Seven years ago, a loud and drunken Rob Ford, then a city councillor, was at a Maple Leafs game at the Air Canada Centre. He was shouting things like “My sister was a heroin addict and was shot in the head” by way of making conversation at people seated near him.
“Who the fuck do you think you are? Are you some kind of right wing Commie bastard? Are you a fucking teacher? Do you want your little wife to go over to Iran and get raped and shot?”
He was escorted from the stadium by security guards.
Initially Ford denied it:
“This is unbelievable,” he told the Star. “I wasn’t even at the game, so someone’s trying to do a real hatchet job on me, let me tell you.”
“I reflected on it last night, and talked to my family. I came forward and admitted it. That’s all I can do. I mean, I’m not perfect,” said Ford.
“I made a mistake. I’m only human. I don’t know what more to say. I sincerely apologize.”
“I feel terrible about it. My wife and I had a little bit too much to drink . . . I made a mistake that will never happen again.”
Doug Ford said he knew nothing about it.
In 1999, Rob Ford was pulled over and busted for DUI and possession of marijuana in Florida. He copped to one charge, paid a fine, and did 50 hours of community service with his football team in Canada. Asked about it during his 2010 run for mayor, Ford denied it:
“No to answer your question,” Ford said.
“I’m dead serious. When I say no, I mean never. No question, now I’m getting offended. No means no.”
When presented with the arrest details, Ford explained:
“The reason I forgot about the marijuana charge . . . is because that same evening, I was charged with failing to give a breath sample,” he told reporters.
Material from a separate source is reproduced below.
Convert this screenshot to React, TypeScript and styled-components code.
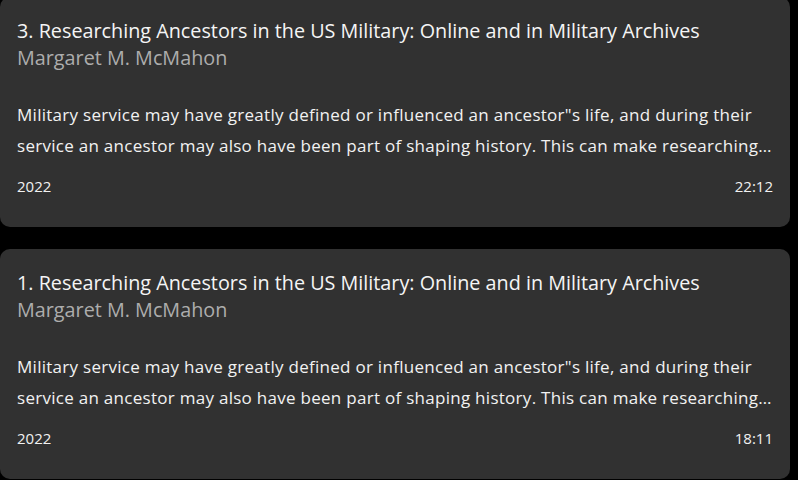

. . . although court documents and an affidavit from the Miami-Dade police officer who made the arrest show Mr. Ford was charged with driving under the influence of alcohol or drugs.
“I’m not perfect,” Rob said. “I owned up to my mistake.”
On Tuesday, Doug Ford was aggressively calling for Police Chief Blair to step down. Hours later, he wandered out alone into a scrum of reporters and announced, after months of denial, that he had smoked crack cocaine due to being drunk.
Doug, who had been unable to reach Rob by phone all morning, characterized his brother’s crack confession as the worst day of his own life. The two of them held a presser in which Rob read out an apology for his crack-smoking to Toronto . . . and to Doug, who he was at pains to state knew nothing about it.
It’s been their standard MO for years. But it isn’t working anymore.
So who is so close to Ford he’s actually present to record him saying:
“Cause I’m going to kill that f**king guy. I’m telling you it’s first-degree murder . . . . I will, f**k, when he’s dead, you help make sure that motherf**ker’s dead. I need 10 minutes to make sure he’s dead.”
but would sell it to the media? Ford must be able to tell from the dining room angle who shot it.
There’s no date to it . . . maybe it’s a response to that WWE wrestler Iron Sheik challenging him to fight?
Thursday noon update: Sooey Says: Schadenfreude, eh? No, Mr. Minister of Whatever, we’re way past schadenfreude . . .
Kathy and Rob’s mom do a bizarre TV interview today, blowing off any suggestion of rehab for Rob and demonstrating for 20 minutes what privileged enabling really looks like.
10pm update: Remember this guy, Scott MacIntyre, Kathy’s ex? He broke into Rob Ford’s house 18 months ago demanding money owed to him and threatening to expose the Fords to the media if they didn’t pay up. He was jailed for possession, turned up in court with a broken leg from a jailhouse beating, and pled guilty, ensuring no further related evidence would be released. Today . . .
A former common-law spouse of Kathy Ford who vowed to expose the Ford family to the media was savagely beaten in jail because he was a “bother” to the mayor, a judge told his sentencing hearing.
At the sentencing hearing, both Fords generously urged leniency and freedom for MacIntyre.
The news report doesn’t mention whether Rob Ford’s surprise night visit to the jail in March demanding to see a different prisoner is related to MacIntyre’s beating.